— BEGIN DATA PROVIDED —

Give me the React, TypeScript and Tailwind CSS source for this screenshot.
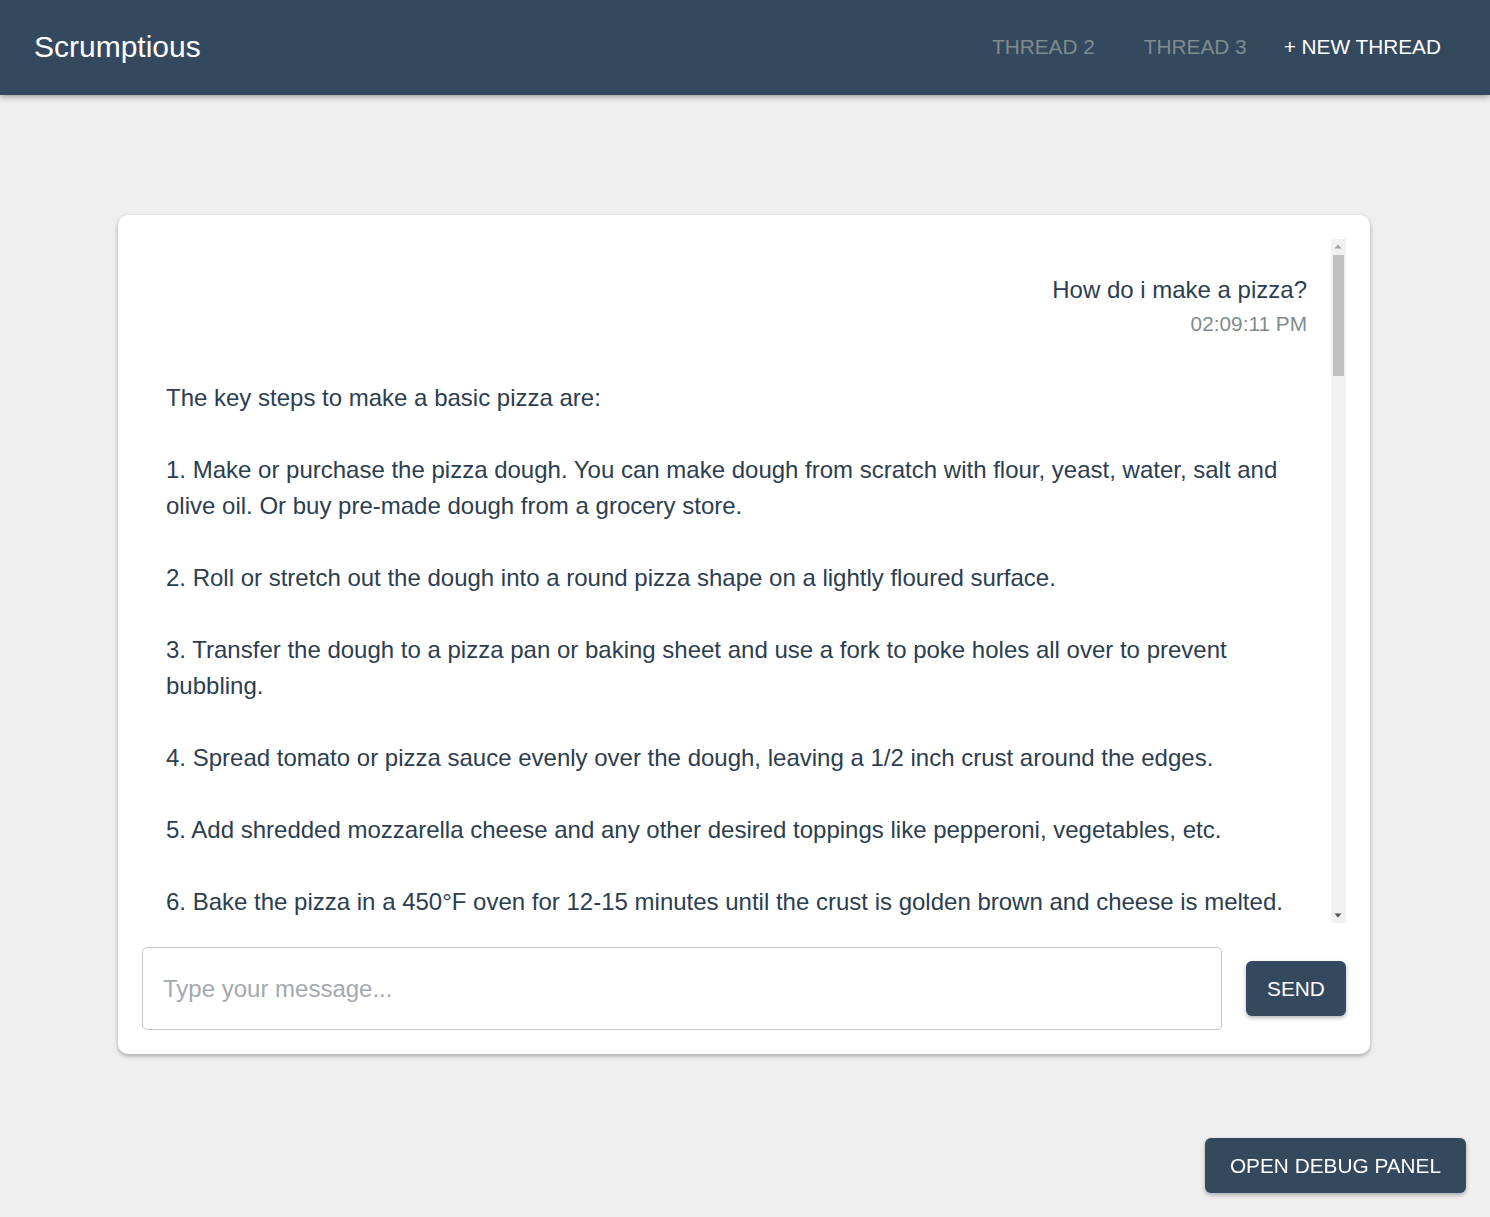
import React from "react";

type Message = { role: "user" | "assistant"; text: string; time?: string };

const messages: Message[] = [
  { role: "user", text: "How do i make a pizza?", time: "02:09:11 PM" },
  {
    role: "assistant",
    text: `The key steps to make a basic pizza are:

1. Make or purchase the pizza dough. You can make dough from scratch with flour, yeast, water, salt and olive oil. Or buy pre-made dough from a grocery store.

2. Roll or stretch out the dough into a round pizza shape on a lightly floured surface.

3. Transfer the dough to a pizza pan or baking sheet and use a fork to poke holes all over to prevent bubbling.

4. Spread tomato or pizza sauce evenly over the dough, leaving a 1/2 inch crust around the edges.

5. Add shredded mozzarella cheese and any other desired toppings like pepperoni, vegetables, etc.

6. Bake the pizza in a 450°F oven for 12-15 minutes until the crust is golden brown and cheese is melted.

7. Let the pizza cool for a few minutes before slicing and serving.

Some tips:

- Preheat the oven fully before baking, and use a pizza stone if you have one for a crispier crust.

- Don't overload the pizza with toppings or the center can get soggy.

- Brush the crust with a little olive oil or garlic butter for extra flavor.

Enjoy your homemade pizza!`,
  },
  { role: "user", text: "What toppings go well together?", time: "02:10:42 PM" },
  {
    role: "assistant",
    text: `Here are some classic topping combinations that work really well:

1. Margherita - fresh mozzarella, tomato sauce, fresh basil and a drizzle of olive oil.

2. Pepperoni and mushroom - the salty pepperoni pairs nicely with earthy mushrooms.

3. Hawaiian - ham and pineapple for a sweet and savory mix.

4. Supreme - pepperoni, sausage, green peppers, onions, black olives and mushrooms.

5. BBQ chicken - grilled chicken, BBQ sauce instead of tomato sauce, red onion and cilantro.

6. Veggie - spinach, bell peppers, red onions, tomatoes, olives and feta cheese.

Feel free to mix and match to find your own favorite combination!`,
  },
];

// drawn scrollbar (the browser here hides native ones)
function Scrollbar() {
  return (
    <div className="flex w-[15px] shrink-0 flex-col bg-[#f1f1f1]">
      <svg width="15" height="15" viewBox="0 0 15 15" className="shrink-0">
        <polygon points="3.5,9.5 10.5,9.5 7,5.5" fill="#a3a3a3" />
      </svg>
      <div className="flex-1 px-[2px] pt-px">
        <div className="h-[121px] bg-[#c1c1c1]" />
      </div>
      <svg width="15" height="15" viewBox="0 0 15 15" className="shrink-0">
        <polygon points="3.5,5.5 10.5,5.5 7,9.5" fill="#505050" />
      </svg>
    </div>
  );
}

function UserBubble({ m }: { m: Message }) {
  return (
    <div className="flex flex-col items-end py-2 text-right">
      <p className="text-[24px] leading-9 text-[#2c3e50]">{m.text}</p>
      <p className="text-[20.8px] leading-[31px] text-[#7f8c8d]">{m.time}</p>
    </div>
  );
}

function AssistantBubble({ m }: { m: Message }) {
  return (
    <div className="py-2">
      <p className="whitespace-pre-wrap text-[24px] leading-9 text-[#2c3e50]">{m.text}</p>
    </div>
  );
}

export default function App() {
  return (
    <div
      className="min-h-screen bg-[#efefef]"
      style={{ fontFamily: '"Liberation Sans", Arial, sans-serif' }}
    >
      <header className="flex h-[95px] items-center justify-between bg-[#34495e] pb-[2px] pl-[34px] pr-[49px] shadow-[0_2px_6px_rgba(0,0,0,0.35)]">
        <h1 className="text-[30px] text-white">Scrumptious</h1>
        <nav className="flex items-center text-[20.8px]">
          <button className="mr-[49px] text-[#7f8c8d]">THREAD 2</button>
          <button className="mr-[37px] text-[#7f8c8d]">THREAD 3</button>
          <button className="text-white">+ NEW THREAD</button>
        </nav>
      </header>

      <main className="ml-[118px] mt-[120px] flex w-[1252px] flex-col gap-6 rounded-[10px] bg-white p-6 shadow-[0_2px_4px_rgba(0,0,0,0.3)]">
        <div className="flex h-[684px]">
          <div className="flex-1 overflow-y-auto [scrollbar-width:none]">
            <div className="flex flex-col gap-[25px] px-6 pb-6 pt-[25px]">
              {messages.map((m, i) =>
                m.role === "user" ? <UserBubble key={i} m={m} /> : <AssistantBubble key={i} m={m} />
              )}
            </div>
          </div>
          <Scrollbar />
        </div>

        <div className="flex items-center gap-6">
          <input
            type="text"
            placeholder="Type your message..."
            className="h-[83px] flex-1 rounded-[5px] border border-[#c8c8c8] px-5 text-[24px] text-[#2c3e50] outline-none placeholder:text-[#a3a9b0]"
          />
          <button className="h-[55px] w-[100px] rounded-[6px] bg-[#34495e] text-[20.8px] text-white shadow-[0_2px_4px_rgba(0,0,0,0.3)]">
            SEND
          </button>
        </div>
      </main>

      <button className="fixed bottom-6 right-6 h-[55px] w-[261px] rounded-[6px] bg-[#34495e] text-[20.8px] text-white shadow-[0_2px_4px_rgba(0,0,0,0.3)]">
        OPEN DEBUG PANEL
      </button>
    </div>
  );
}
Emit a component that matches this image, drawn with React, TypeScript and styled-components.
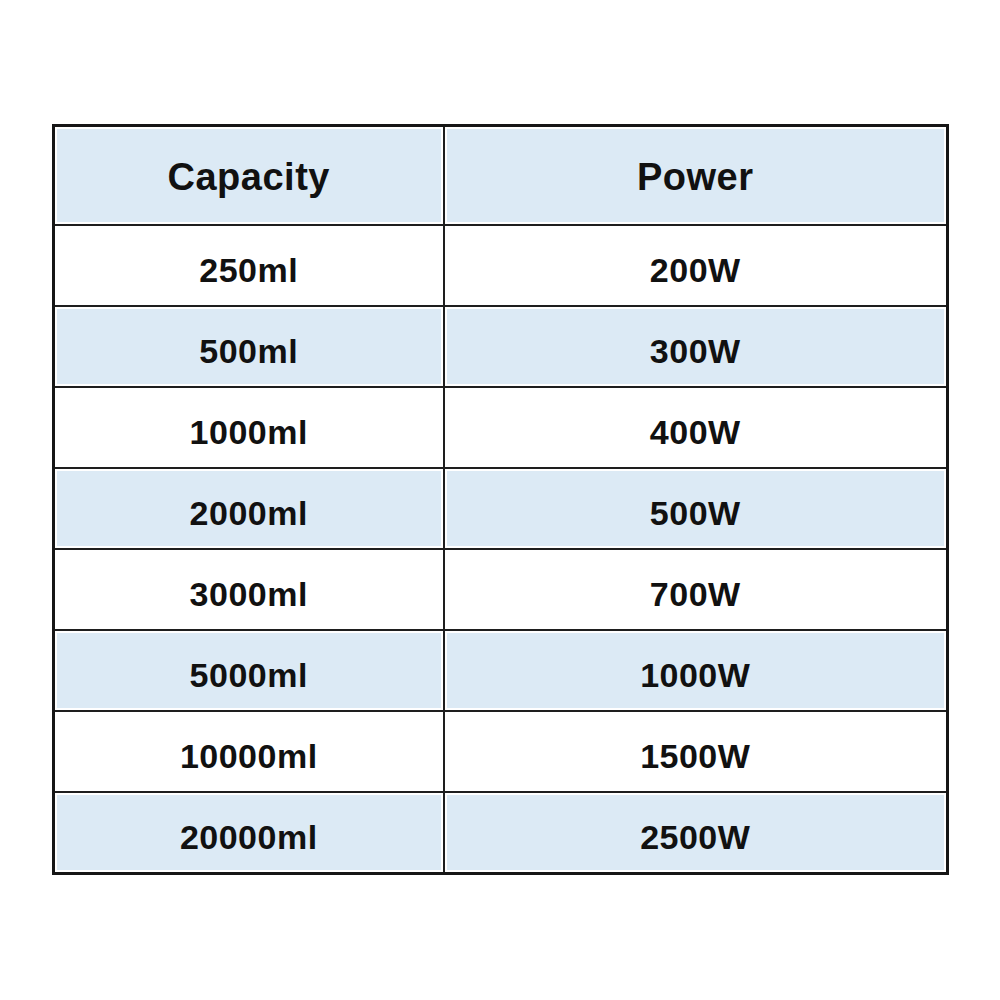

— END DATA PROVIDED —

■ WORK INSTRUCTIONS ■
Transcribe the listing above verbatim. Omit the pictures.

■ RESULT BELOW ■
Give me the React, TypeScript and Tailwind CSS source for this screenshot.
import React from "react";

type Message = { role: "user" | "assistant"; text: string; time?: string };

const messages: Message[] = [
  { role: "user", text: "How do i make a pizza?", time: "02:09:11 PM" },
  {
    role: "assistant",
    text: `The key steps to make a basic pizza are:

1. Make or purchase the pizza dough. You can make dough from scratch with flour, yeast, water, salt and olive oil. Or buy pre-made dough from a grocery store.

2. Roll or stretch out the dough into a round pizza shape on a lightly floured surface.

3. Transfer the dough to a pizza pan or baking sheet and use a fork to poke holes all over to prevent bubbling.

4. Spread tomato or pizza sauce evenly over the dough, leaving a 1/2 inch crust around the edges.

5. Add shredded mozzarella cheese and any other desired toppings like pepperoni, vegetables, etc.

6. Bake the pizza in a 450°F oven for 12-15 minutes until the crust is golden brown and cheese is melted.

7. Let the pizza cool for a few minutes before slicing and serving.

Some tips:

- Preheat the oven fully before baking, and use a pizza stone if you have one for a crispier crust.

- Don't overload the pizza with toppings or the center can get soggy.

- Brush the crust with a little olive oil or garlic butter for extra flavor.

Enjoy your homemade pizza!`,
  },
  { role: "user", text: "What toppings go well together?", time: "02:10:42 PM" },
  {
    role: "assistant",
    text: `Here are some classic topping combinations that work really well:

1. Margherita - fresh mozzarella, tomato sauce, fresh basil and a drizzle of olive oil.

2. Pepperoni and mushroom - the salty pepperoni pairs nicely with earthy mushrooms.

3. Hawaiian - ham and pineapple for a sweet and savory mix.

4. Supreme - pepperoni, sausage, green peppers, onions, black olives and mushrooms.

5. BBQ chicken - grilled chicken, BBQ sauce instead of tomato sauce, red onion and cilantro.

6. Veggie - spinach, bell peppers, red onions, tomatoes, olives and feta cheese.

Feel free to mix and match to find your own favorite combination!`,
  },
];

// drawn scrollbar (the browser here hides native ones)
function Scrollbar() {
  return (
    <div className="flex w-[15px] shrink-0 flex-col bg-[#f1f1f1]">
      <svg width="15" height="15" viewBox="0 0 15 15" className="shrink-0">
        <polygon points="3.5,9.5 10.5,9.5 7,5.5" fill="#a3a3a3" />
      </svg>
      <div className="flex-1 px-[2px] pt-px">
        <div className="h-[121px] bg-[#c1c1c1]" />
      </div>
      <svg width="15" height="15" viewBox="0 0 15 15" className="shrink-0">
        <polygon points="3.5,5.5 10.5,5.5 7,9.5" fill="#505050" />
      </svg>
    </div>
  );
}

function UserBubble({ m }: { m: Message }) {
  return (
    <div className="flex flex-col items-end py-2 text-right">
      <p className="text-[24px] leading-9 text-[#2c3e50]">{m.text}</p>
      <p className="text-[20.8px] leading-[31px] text-[#7f8c8d]">{m.time}</p>
    </div>
  );
}

function AssistantBubble({ m }: { m: Message }) {
  return (
    <div className="py-2">
      <p className="whitespace-pre-wrap text-[24px] leading-9 text-[#2c3e50]">{m.text}</p>
    </div>
  );
}

export default function App() {
  return (
    <div
      className="min-h-screen bg-[#efefef]"
      style={{ fontFamily: '"Liberation Sans", Arial, sans-serif' }}
    >
      <header className="flex h-[95px] items-center justify-between bg-[#34495e] pb-[2px] pl-[34px] pr-[49px] shadow-[0_2px_6px_rgba(0,0,0,0.35)]">
        <h1 className="text-[30px] text-white">Scrumptious</h1>
        <nav className="flex items-center text-[20.8px]">
          <button className="mr-[49px] text-[#7f8c8d]">THREAD 2</button>
          <button className="mr-[37px] text-[#7f8c8d]">THREAD 3</button>
          <button className="text-white">+ NEW THREAD</button>
        </nav>
      </header>

      <main className="ml-[118px] mt-[120px] flex w-[1252px] flex-col gap-6 rounded-[10px] bg-white p-6 shadow-[0_2px_4px_rgba(0,0,0,0.3)]">
        <div className="flex h-[684px]">
          <div className="flex-1 overflow-y-auto [scrollbar-width:none]">
            <div className="flex flex-col gap-[25px] px-6 pb-6 pt-[25px]">
              {messages.map((m, i) =>
                m.role === "user" ? <UserBubble key={i} m={m} /> : <AssistantBubble key={i} m={m} />
              )}
            </div>
          </div>
          <Scrollbar />
        </div>

        <div className="flex items-center gap-6">
          <input
            type="text"
            placeholder="Type your message..."
            className="h-[83px] flex-1 rounded-[5px] border border-[#c8c8c8] px-5 text-[24px] text-[#2c3e50] outline-none placeholder:text-[#a3a9b0]"
          />
          <button className="h-[55px] w-[100px] rounded-[6px] bg-[#34495e] text-[20.8px] text-white shadow-[0_2px_4px_rgba(0,0,0,0.3)]">
            SEND
          </button>
        </div>
      </main>

      <button className="fixed bottom-6 right-6 h-[55px] w-[261px] rounded-[6px] bg-[#34495e] text-[20.8px] text-white shadow-[0_2px_4px_rgba(0,0,0,0.3)]">
        OPEN DEBUG PANEL
      </button>
    </div>
  );
}
Emit a component that matches this image, drawn with React, TypeScript and styled-components.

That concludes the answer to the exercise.